The rand pared declines after Jonas’s statement, trading 0.4 percent weaker at 15.9837 per dollar by 7:18 p.m. in Johannesburg on Wednesday after weakening as much as 2 percent. Yields on South Africa’s dollar-denominated bonds due Sept. 2025 dropped 5 basis points to 5.23 percent. The rand later gained as much as 1.7 percent as the U.S. Federal Reserve left its key interest rate unchanged.
“It is very difficult to ignore the degree to which the accusations of highly improper influence over the president from the Gupta family are being made,” Nic Borain, a Cape Town-based political analyst and adviser to BNP Paribas Securities South Africa, said by phone. “The glue, which was the power and discipline of Jacob Zuma and control over the ANC, is coming unstuck. His ability to control the narrative has been lost.”
Zuma fired Nhlanhla Nene in December and replaced him with little-known lawmaker David van Rooyen, a move that sparked a selloff in the rand and the nation’s bonds. He changed course four days later and named Pravin Gordhan to the post, which he had held from 2009 to 2014, bowing to pressure from business leaders and senior ANC officials.
Zuma was forced last month to agree to demands from the corruption ombudsman to repay some of the 216 million rand ($13.5 million) in public funds used to renovate his private residence.
Gordhan’s own position isn’t secure. He has been involved in a public spat with the police since last month related to an investigation into the tax agency that he ran before 2009. Investor concern that his job is in jeopardy prompted the rand to drop 2.6 percent against the dollar on Tuesday.
“By making this statement, Jonas appears to be coordinating with Gordhan in defense of the Treasury’s independence,” said Mark Rosenberg, Africa analyst at Eurasia Group in New York. “It is part of the wider battle between pragmatic constitutionalists and more corrupt elements in the ruling ANC.”

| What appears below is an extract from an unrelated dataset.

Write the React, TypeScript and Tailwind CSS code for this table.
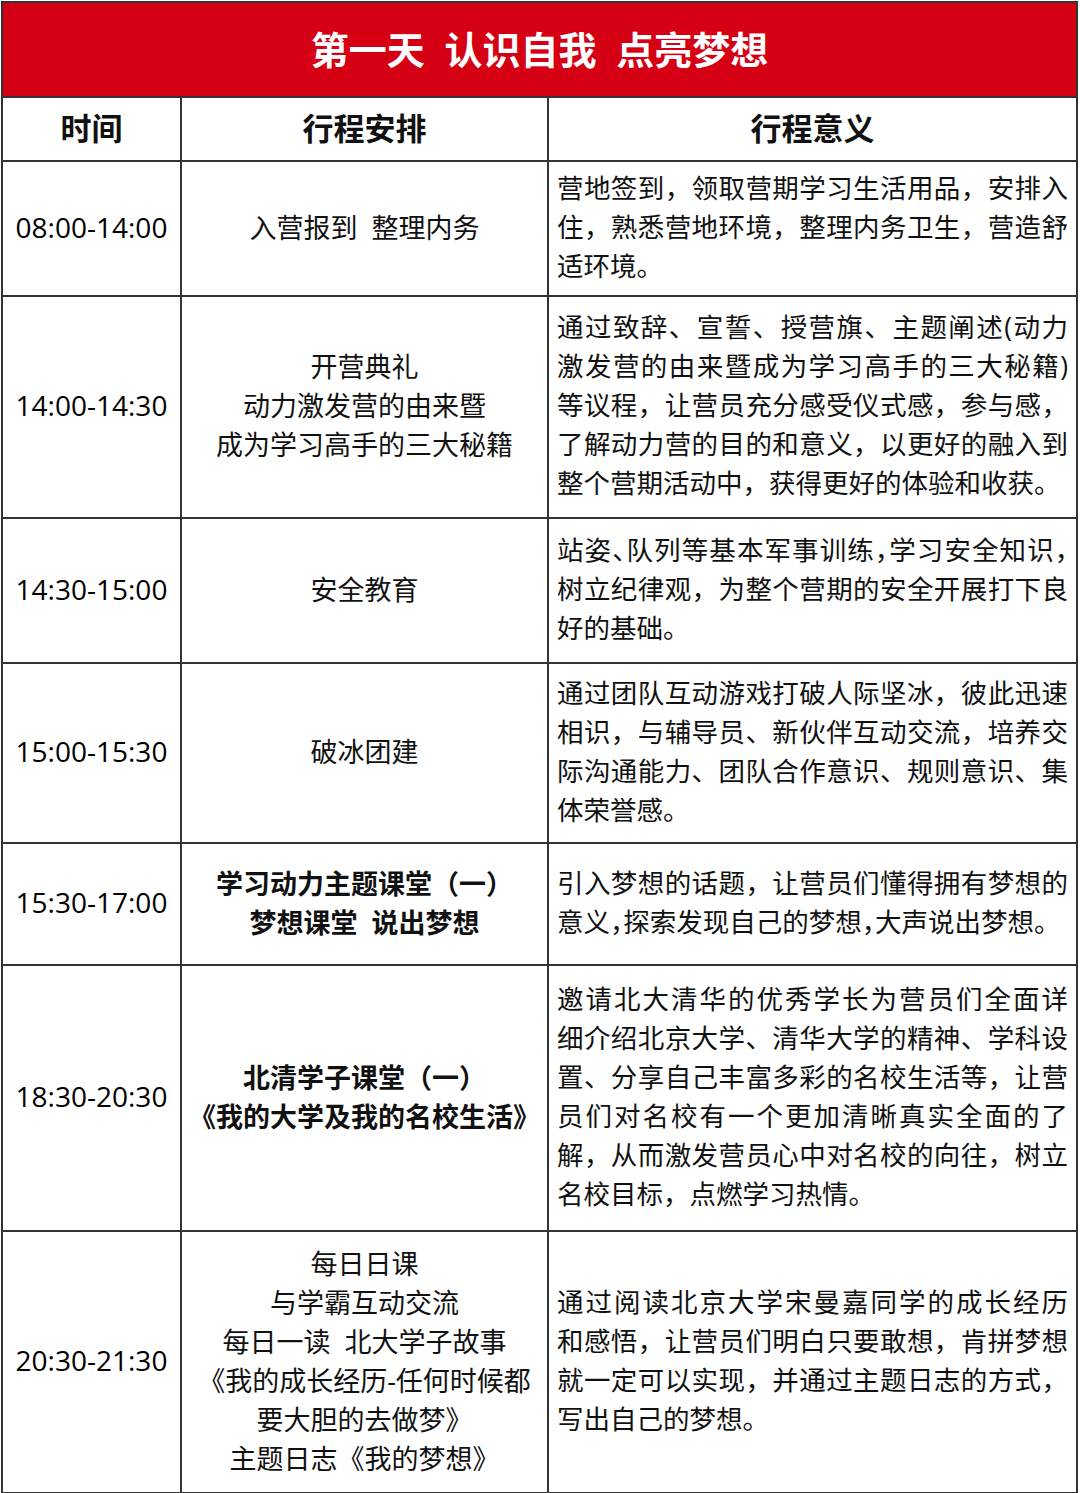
import React from 'react';

type Row = {
  time: string;
  plan: string[];
  bold?: boolean;
  meaning: string[];
  h: string;
};

const rows: Row[] = [
  {
    time: '08:00-14:00',
    plan: ['入营报到  整理内务'],
    meaning: [
      '营地签到，领取营期学习生活用品，安排入',
      '住，熟悉营地环境，整理内务卫生，营造舒',
      '适环境。',
    ],
    h: 'h-[135px]',
  },
  {
    time: '14:00-14:30',
    plan: ['开营典礼', '动力激发营的由来暨', '成为学习高手的三大秘籍'],
    meaning: [
      '通过致辞、宣誓、授营旗、主题阐述(动力',
      '激发营的由来暨成为学习高手的三大秘籍)',
      '等议程，让营员充分感受仪式感，参与感，',
      '了解动力营的目的和意义，以更好的融入到',
      '整个营期活动中，获得更好的体验和收获。',
    ],
    h: 'h-[222px]',
  },
  {
    time: '14:30-15:00',
    plan: ['安全教育'],
    meaning: [
      '站姿、队列等基本军事训练，学习安全知识，',
      '树立纪律观，为整个营期的安全开展打下良',
      '好的基础。',
    ],
    h: 'h-[145px]',
  },
  {
    time: '15:00-15:30',
    plan: ['破冰团建'],
    meaning: [
      '通过团队互动游戏打破人际坚冰，彼此迅速',
      '相识，与辅导员、新伙伴互动交流，培养交',
      '际沟通能力、团队合作意识、规则意识、集',
      '体荣誉感。',
    ],
    h: 'h-[180px]',
  },
  {
    time: '15:30-17:00',
    plan: ['学习动力主题课堂（一）', '梦想课堂  说出梦想'],
    bold: true,
    meaning: [
      '引入梦想的话题，让营员们懂得拥有梦想的',
      '意义，探索发现自己的梦想，大声说出梦想。',
    ],
    h: 'h-[122px]',
  },
  {
    time: '18:30-20:30',
    plan: ['北清学子课堂（一）', '《我的大学及我的名校生活》'],
    bold: true,
    meaning: [
      '邀请北大清华的优秀学长为营员们全面详',
      '细介绍北京大学、清华大学的精神、学科设',
      '置、分享自己丰富多彩的名校生活等，让营',
      '员们对名校有一个更加清晰真实全面的了',
      '解，从而激发营员心中对名校的向往，树立',
      '名校目标，点燃学习热情。',
    ],
    h: 'h-[266px]',
  },
  {
    time: '20:30-21:30',
    plan: [
      '每日日课',
      '与学霸互动交流',
      '每日一读  北大学子故事',
      '《我的成长经历-任何时候都',
      '要大胆的去做梦》',
      '主题日志《我的梦想》',
    ],
    meaning: [
      '通过阅读北京大学宋曼嘉同学的成长经历',
      '和感悟，让营员们明白只要敢想，肯拼梦想',
      '就一定可以实现，并通过主题日志的方式，',
      '写出自己的梦想。',
    ],
    h: 'h-[261px]',
  },
];

// lines that are too long for the cell get half-width punctuation
function lineClass(line: string, isLast: boolean) {
  const tight = line.length >= 20 ? "[font-feature-settings:'halt']" : '';
  const align = isLast ? 'text-left' : 'text-justify [text-align-last:justify]';
  return `whitespace-nowrap ${align} ${tight}`;
}

export default function App() {
  return (
    <div className="min-h-[1493px] bg-white font-['Open_Sans','Noto_Sans_CJK_SC',sans-serif] text-[#111]">
      <div className="ml-[1px] mt-[1px] w-[1077px] border-2 border-[#333]">
        <div className="flex h-[93px] items-center justify-center bg-[#d50014] text-[38px] font-bold text-white">
          第一天&nbsp;&nbsp;认识自我&nbsp;&nbsp;点亮梦想
        </div>
        <table className="w-full table-fixed border-collapse">
          <colgroup>
            <col className="w-[178px]" />
            <col className="w-[367px]" />
            <col />
          </colgroup>
          <thead>
            <tr className="h-[64px] text-[31px] font-bold">
              <th className="border-2 border-l-0 border-[#333] pb-[2px]">时间</th>
              <th className="border-2 border-[#333] pb-[2px]">行程安排</th>
              <th className="border-2 border-r-0 border-[#333] pb-[2px]">行程意义</th>
            </tr>
          </thead>
          <tbody>
            {rows.map((row, i) => {
              const last = i === rows.length - 1 ? 'border-b-0' : '';
              return (
                <tr key={row.time} className={`${row.h} leading-[39px]`}>
                  <td className={`border-2 border-l-0 border-[#333] pb-[3px] text-center text-[28px] text-black ${last}`}>
                    {row.time}
                  </td>
                  <td
                    className={`border-2 border-[#333] pb-[3px] text-center text-[27px] ${row.bold ? 'font-bold' : ''} ${last}`}
                  >
                    {row.plan.map((line) => (
                      <div key={line} className="whitespace-pre">
                        {line}
                      </div>
                    ))}
                  </td>
                  <td className={`border-2 border-r-0 border-[#333] px-[8px] pb-[3px] text-[26.5px] ${last}`}>
                    {row.meaning.map((line, j) => (
                      <div key={line} className={lineClass(line, j === row.meaning.length - 1)}>
                        {line}
                      </div>
                    ))}
                  </td>
                </tr>
              );
            })}
          </tbody>
        </table>
      </div>
    </div>
  );
}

The political turmoil comes at a time when the economy is threatened with recession and hovering close to a junk credit rating.
“Although the Treasury’s credibility and clout is in danger right now, longer term this may well be the beginning of the end of Zuma,” said Anne Fruhauf, vice president at New York-based risk adviser Teneo Intelligence. “Jonas’s courageous statement confirms mounting suspicions about inappropriate interference in Zuma’s administration.”
Vytjie Mentor, the chairwoman of the parliament’s portfolio committee on public enterprises until 2010, said in a Facebook post earlier this week that members of the Gupta family offered her the job of public enterprises minister in the past, while Zuma was in the house. The Presidency said Zuma had “no recollection” of Mentor and can’t comment on her allegations.
It’s now up to the ANC’s National Executive Committee to decide Zuma’s fate, former party treasurer Mathews Phosa said.
“It’s the NEC that needs to decide what will happen with the president now,” he said by phone. “It’s a big question. They have the power to decide on the head of state. I think the NEC must address this urgently. More people will speak out on the same issues. It’s difficult to extricate the president from this.”
Gwede Mantashe, the general secretary of the ANC, said if the situation wasn’t tackled the country could become a “mafia state where all what the state will be doing is to nurse interests of family businesses,” Johannesburg’s Business Day newspaper reported.
South Africa isn’t the only emerging market where currency and bond markets are being roiled by controversy related to the national president.
In Brazil, embattled President Dilma Rousseff installed her predecessor Luiz Inacio Lula da Silva at the heart of her government on Wednesday. His appointment as her chief of staff is designed to help shield Lula from a rolling corruption probe and harness his renowned negotiating skills to defend Rousseff from impeachment.